[Dataset excerpt]
************
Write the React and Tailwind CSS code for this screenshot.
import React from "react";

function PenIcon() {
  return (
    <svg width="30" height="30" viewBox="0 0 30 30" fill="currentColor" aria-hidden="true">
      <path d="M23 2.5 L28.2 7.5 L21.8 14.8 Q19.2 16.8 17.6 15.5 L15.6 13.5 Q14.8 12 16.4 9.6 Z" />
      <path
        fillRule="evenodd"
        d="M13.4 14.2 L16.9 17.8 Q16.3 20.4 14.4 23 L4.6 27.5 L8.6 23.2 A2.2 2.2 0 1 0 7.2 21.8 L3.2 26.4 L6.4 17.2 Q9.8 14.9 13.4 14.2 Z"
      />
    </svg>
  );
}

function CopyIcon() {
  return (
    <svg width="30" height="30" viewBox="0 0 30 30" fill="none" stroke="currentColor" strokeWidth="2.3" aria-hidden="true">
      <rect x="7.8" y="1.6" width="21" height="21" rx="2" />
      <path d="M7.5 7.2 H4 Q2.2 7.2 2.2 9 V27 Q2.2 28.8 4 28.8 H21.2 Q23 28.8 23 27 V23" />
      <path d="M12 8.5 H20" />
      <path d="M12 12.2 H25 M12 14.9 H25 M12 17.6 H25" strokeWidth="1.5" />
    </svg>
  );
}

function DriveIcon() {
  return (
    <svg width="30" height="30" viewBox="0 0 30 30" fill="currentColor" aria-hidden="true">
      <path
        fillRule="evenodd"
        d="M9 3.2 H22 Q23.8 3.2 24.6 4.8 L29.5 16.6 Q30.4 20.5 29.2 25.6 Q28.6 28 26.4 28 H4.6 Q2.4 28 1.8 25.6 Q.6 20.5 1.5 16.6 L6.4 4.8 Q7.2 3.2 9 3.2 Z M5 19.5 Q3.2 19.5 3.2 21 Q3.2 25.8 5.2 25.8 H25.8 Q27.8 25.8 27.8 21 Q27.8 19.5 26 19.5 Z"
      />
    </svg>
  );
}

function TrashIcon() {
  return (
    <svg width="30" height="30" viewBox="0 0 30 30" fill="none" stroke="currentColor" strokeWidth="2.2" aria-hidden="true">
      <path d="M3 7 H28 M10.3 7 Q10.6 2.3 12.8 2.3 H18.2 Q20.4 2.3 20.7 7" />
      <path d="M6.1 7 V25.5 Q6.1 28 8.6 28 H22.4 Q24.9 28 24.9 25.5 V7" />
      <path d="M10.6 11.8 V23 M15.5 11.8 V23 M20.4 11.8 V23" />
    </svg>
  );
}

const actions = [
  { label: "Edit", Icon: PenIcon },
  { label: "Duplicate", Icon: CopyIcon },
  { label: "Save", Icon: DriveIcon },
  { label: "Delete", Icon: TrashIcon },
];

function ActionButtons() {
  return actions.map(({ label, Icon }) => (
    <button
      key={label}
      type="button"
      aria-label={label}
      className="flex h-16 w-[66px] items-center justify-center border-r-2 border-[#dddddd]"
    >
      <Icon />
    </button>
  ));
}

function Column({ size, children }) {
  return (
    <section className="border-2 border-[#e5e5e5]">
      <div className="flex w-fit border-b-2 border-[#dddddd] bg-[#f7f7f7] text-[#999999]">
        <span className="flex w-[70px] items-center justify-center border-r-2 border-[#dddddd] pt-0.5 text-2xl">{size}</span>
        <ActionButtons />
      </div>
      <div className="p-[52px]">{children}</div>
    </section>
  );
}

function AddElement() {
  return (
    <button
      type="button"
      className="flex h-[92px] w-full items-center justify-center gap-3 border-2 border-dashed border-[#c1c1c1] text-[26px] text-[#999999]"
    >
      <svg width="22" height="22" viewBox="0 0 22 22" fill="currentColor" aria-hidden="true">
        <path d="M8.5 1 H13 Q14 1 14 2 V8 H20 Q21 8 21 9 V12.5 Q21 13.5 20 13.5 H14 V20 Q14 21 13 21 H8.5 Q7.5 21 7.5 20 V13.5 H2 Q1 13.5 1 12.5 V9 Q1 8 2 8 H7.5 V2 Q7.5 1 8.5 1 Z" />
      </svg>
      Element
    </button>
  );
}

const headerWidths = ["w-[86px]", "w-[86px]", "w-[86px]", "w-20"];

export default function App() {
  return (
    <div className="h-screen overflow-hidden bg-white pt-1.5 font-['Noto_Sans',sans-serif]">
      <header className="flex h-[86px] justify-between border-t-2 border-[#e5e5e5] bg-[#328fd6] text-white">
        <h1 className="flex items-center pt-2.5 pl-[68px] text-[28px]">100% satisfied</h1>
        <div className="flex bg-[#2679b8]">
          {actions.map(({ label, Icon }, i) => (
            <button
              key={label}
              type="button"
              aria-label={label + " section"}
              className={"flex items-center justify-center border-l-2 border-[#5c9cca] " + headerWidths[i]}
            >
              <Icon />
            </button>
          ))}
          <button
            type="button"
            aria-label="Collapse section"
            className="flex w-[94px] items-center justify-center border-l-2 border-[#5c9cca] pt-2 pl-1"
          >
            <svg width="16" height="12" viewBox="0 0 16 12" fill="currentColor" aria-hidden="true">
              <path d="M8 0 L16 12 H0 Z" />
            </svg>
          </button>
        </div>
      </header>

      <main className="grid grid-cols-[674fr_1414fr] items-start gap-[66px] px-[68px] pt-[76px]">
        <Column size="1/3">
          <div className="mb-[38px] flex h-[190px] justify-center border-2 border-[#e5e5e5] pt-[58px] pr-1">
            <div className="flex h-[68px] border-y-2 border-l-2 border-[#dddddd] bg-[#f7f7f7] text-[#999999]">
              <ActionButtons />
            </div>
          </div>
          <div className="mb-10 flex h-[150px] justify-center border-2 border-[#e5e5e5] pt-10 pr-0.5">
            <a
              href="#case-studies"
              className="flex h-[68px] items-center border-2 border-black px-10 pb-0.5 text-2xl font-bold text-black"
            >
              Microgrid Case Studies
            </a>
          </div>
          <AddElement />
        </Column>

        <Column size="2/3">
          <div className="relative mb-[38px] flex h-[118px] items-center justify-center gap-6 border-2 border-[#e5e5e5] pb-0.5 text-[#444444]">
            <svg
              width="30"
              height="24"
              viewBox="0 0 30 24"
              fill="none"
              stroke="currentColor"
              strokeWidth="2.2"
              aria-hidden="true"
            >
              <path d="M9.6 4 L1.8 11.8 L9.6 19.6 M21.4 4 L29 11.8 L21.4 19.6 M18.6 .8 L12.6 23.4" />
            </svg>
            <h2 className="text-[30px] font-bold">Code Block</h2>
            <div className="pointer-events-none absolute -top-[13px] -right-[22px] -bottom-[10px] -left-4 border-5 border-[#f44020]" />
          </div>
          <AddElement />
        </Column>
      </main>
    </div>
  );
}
************
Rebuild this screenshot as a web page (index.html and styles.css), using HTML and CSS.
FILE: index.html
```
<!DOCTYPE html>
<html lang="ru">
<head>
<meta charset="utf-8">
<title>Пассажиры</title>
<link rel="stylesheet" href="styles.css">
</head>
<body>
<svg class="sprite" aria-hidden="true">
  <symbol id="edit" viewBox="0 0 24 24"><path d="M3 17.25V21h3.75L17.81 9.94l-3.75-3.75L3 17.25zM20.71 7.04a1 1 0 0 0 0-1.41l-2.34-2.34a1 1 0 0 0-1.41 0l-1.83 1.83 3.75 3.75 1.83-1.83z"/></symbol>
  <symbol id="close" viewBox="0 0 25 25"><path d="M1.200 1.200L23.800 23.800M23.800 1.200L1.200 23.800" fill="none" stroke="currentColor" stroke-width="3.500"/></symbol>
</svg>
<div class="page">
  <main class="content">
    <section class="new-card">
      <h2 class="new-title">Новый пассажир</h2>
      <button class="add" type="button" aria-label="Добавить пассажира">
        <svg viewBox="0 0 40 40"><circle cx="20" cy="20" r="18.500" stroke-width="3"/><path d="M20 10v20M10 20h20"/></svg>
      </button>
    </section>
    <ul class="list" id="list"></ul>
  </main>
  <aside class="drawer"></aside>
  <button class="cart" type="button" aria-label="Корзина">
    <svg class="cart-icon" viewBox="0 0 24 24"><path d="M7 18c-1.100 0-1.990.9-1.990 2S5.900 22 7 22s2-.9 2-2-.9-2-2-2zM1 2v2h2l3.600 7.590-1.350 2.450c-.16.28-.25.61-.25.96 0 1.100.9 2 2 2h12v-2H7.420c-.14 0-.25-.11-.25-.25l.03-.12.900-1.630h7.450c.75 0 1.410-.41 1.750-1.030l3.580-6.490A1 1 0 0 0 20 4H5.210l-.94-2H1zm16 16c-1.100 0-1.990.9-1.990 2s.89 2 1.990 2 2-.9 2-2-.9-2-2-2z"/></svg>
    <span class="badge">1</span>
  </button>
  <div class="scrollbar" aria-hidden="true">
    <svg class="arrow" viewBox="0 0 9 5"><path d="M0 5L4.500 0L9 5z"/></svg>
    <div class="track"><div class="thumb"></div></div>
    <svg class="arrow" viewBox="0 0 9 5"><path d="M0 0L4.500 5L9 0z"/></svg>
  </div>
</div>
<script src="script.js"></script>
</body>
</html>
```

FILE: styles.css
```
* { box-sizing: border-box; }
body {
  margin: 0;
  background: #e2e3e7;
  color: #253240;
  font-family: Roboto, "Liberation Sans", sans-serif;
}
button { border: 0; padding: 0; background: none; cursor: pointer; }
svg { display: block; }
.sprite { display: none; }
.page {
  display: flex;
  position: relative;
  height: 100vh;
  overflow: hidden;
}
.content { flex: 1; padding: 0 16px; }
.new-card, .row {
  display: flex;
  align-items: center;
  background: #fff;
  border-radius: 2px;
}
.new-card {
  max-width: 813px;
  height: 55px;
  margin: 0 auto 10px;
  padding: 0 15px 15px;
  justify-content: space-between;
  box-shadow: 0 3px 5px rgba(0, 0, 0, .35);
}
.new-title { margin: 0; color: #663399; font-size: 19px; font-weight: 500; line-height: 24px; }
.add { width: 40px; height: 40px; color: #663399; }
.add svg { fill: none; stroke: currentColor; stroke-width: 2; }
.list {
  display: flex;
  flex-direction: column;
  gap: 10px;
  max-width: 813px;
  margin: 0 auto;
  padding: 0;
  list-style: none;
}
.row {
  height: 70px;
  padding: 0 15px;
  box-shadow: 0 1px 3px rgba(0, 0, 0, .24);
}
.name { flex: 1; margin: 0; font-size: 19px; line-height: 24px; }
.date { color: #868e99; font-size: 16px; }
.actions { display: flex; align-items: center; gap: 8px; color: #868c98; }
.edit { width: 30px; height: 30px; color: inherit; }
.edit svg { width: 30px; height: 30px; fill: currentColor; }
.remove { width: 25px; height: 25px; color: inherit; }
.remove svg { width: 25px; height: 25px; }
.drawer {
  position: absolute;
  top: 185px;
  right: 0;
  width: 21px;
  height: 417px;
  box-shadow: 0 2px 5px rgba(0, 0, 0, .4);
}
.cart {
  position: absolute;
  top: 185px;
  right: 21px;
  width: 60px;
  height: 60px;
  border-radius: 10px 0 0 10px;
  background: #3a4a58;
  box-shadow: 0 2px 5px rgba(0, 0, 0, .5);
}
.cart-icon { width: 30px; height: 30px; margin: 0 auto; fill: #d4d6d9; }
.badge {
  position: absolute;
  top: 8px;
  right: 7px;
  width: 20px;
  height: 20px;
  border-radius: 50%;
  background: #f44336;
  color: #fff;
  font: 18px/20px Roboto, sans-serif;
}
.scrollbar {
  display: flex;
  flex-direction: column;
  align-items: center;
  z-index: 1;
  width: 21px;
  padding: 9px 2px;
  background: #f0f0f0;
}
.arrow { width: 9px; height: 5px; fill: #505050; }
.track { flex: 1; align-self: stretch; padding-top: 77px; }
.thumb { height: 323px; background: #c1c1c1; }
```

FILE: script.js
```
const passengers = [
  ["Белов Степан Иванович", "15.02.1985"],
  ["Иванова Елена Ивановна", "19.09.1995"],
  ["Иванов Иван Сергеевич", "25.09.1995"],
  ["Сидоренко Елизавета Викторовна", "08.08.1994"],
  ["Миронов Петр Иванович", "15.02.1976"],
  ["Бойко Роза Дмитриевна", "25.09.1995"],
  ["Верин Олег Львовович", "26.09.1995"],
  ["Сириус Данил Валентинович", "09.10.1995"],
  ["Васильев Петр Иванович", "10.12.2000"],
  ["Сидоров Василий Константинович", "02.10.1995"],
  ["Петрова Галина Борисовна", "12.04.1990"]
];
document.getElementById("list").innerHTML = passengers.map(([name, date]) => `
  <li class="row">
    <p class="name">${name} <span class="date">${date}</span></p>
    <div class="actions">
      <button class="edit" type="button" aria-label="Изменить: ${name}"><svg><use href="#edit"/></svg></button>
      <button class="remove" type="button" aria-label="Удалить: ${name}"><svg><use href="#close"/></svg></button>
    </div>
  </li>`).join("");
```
************
→ **DIRECTIONS FOR THIS TASK**
In the listing above, find the line containing "Write the React" and the line containing "import React from", then quote both, plus every line between them, exactly as written.

→ **THE RESULT**
Write the React and Tailwind CSS code for this screenshot.
import React from "react";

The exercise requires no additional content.